If you are installing this way, you may have trouble installing the 32-bit and 64-bit versions on Windows. In that case only install one version with

devtools::install_github("bstatcomp/gfac", INSTALL_opts = c("--no-multiarch"))

which will automatically install the arch that is used in your current RStudio session. If it still does not install, you may need to check your system Path, where the compiler for the desired version should be before the compiler for the other version.

Static factor analysis

The main functionality of the package is training and predicting with different factor analysis methods. For that, you only need to use functions starting with train_ and pred_. Additionally, there are 20 data sets that can be used for training, evaluation, and latent structure extraction.

For example, to train, predict, and evaluate the statics negative binomial factor analysis with copula on EPL data, use

data(EPL_data)
train_ind <- EPL_data$splits[ ,1] == 2
test_ind  <- EPL_data$splits[ ,1] == 1
train_dat <- EPL_data$fa_data[train_ind, ]
train_grp <- EPL_data$group[train_ind]
test_dat  <- EPL_data$fa_data[test_ind, ]
test_grp  <- EPL_data$group[test_ind]

my_model <- train_CgNBFA(train_dat, train_grp)
my_eval  <- pred_CgNBFA(my_model, test_grp, test_dat)

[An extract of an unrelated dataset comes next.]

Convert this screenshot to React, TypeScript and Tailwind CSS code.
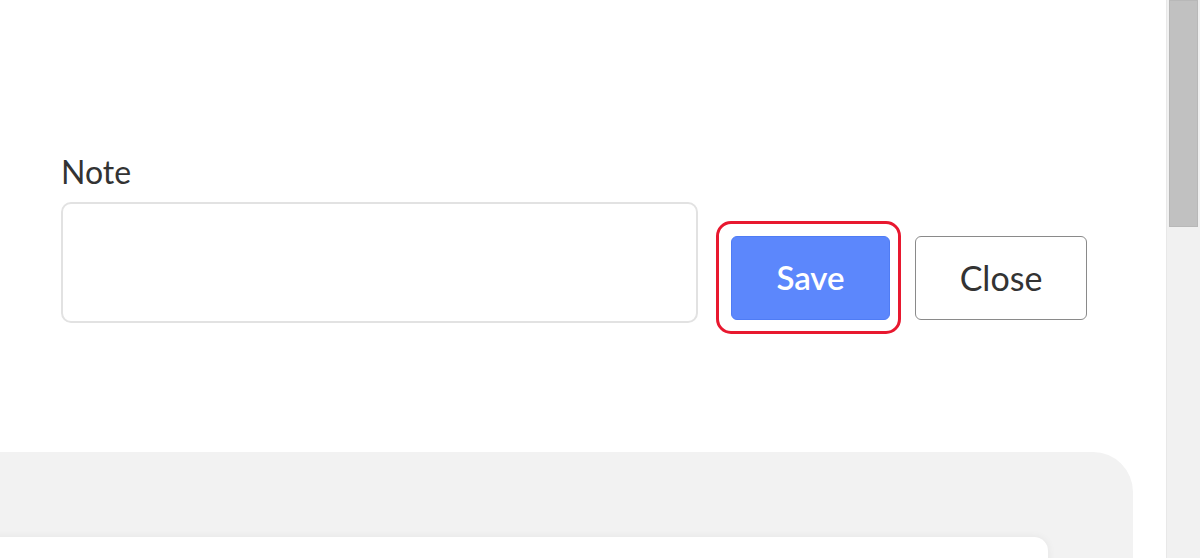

Factor analysis with smooth trajectories

These methods are an extension of static factor models. The latent factors are further modeled with smooth locally periodic Gaussian processes. Below is an example of fitting gNBGPFA and gNBGPFAC to a toy data set.

data(toy_A)
train_ind <- toy_A$splits[ ,1] == 0


# gNBGPFA
trained_mod <- train_gNBGPFA_LP(X = toy_A$df[train_ind, ], 
                                ts = toy_A$ts[train_ind], 
                                gp = toy_A$gp[train_ind], 
                                nfac = 3,
                                nchain = 1,
                                nit = 2000,
                                period_length = 2,
                                prior_r2 = c(4.6, 22),
                                prior_r3 = c(4.6, 22),
                                prior_phi_type = 1,
                                prior_phi = c(1, 0.01),
                                transform_t = function (t) return (t))
predicted_mod <- pred_gNBGPFA_LP(mod = trained_mod, 
                                 X_test = toy_A$df[!train_ind, ], 
                                 ts_test = toy_A$ts[!train_ind], 
                                 gp_test = toy_A$gp[!train_ind], 
                                 ts_train = toy_A$ts[train_ind], 
                                 gp_train = toy_A$gp[train_ind],
                                 transform_t = function (t) return (t),
                                 period_length = 2)


# gNBGPFAC
# Set initial values for gNBGPFAC
ext <- rstan::extract(trained_mod$samps)
init_list <- list( # initial values from gNBGPFA
  simp = apply(ext$simp, c(2,3), mean),
  fn_pri = apply(ext$fn_pri, c(2,3), mean),
  base = apply(ext$base, c(2,3), mean),
  phi = apply(ext$phi, 2, mean),
  a2 = apply(ext$a2, c(2,3), mean),
  r2 = apply(ext$r2, c(2,3), mean),
  r3 = apply(ext$r3, c(2,3), mean),
  L  = diag(1, nrow = 8)
)

trained_mod2 <- train_gNBGPFAC_LP(X = toy_A$df[train_ind, ], 
                                  ts = toy_A$ts[train_ind], 
                                  gp = toy_A$gp[train_ind], 
                                  nfac = 3,
                                  nchain = 1,
                                  nit = 2000,
                                  period_length = 2,
                                  prior_r2 = c(4.6, 22),
                                  prior_r3 = c(4.6, 22),
                                  prior_phi_type = 1,
                                  prior_phi = c(1, 0.01),
                                  transform_t = function (t) return (t),
                                  init_list = init_list)
predicted_mod2 <- predict_gNBGPFAC_LP(mod = trained_mod2, 
                                      X_test = toy_A$df[!train_ind, ], 
                                      ts_test = toy_A$ts[!train_ind], 
                                      gp_test = toy_A$gp[!train_ind], 
                                      ts_train = toy_A$ts[train_ind], 
                                      gp_train = toy_A$gp[train_ind],
                                      transform_t = function (t) return (t),
                                      period_length = 2)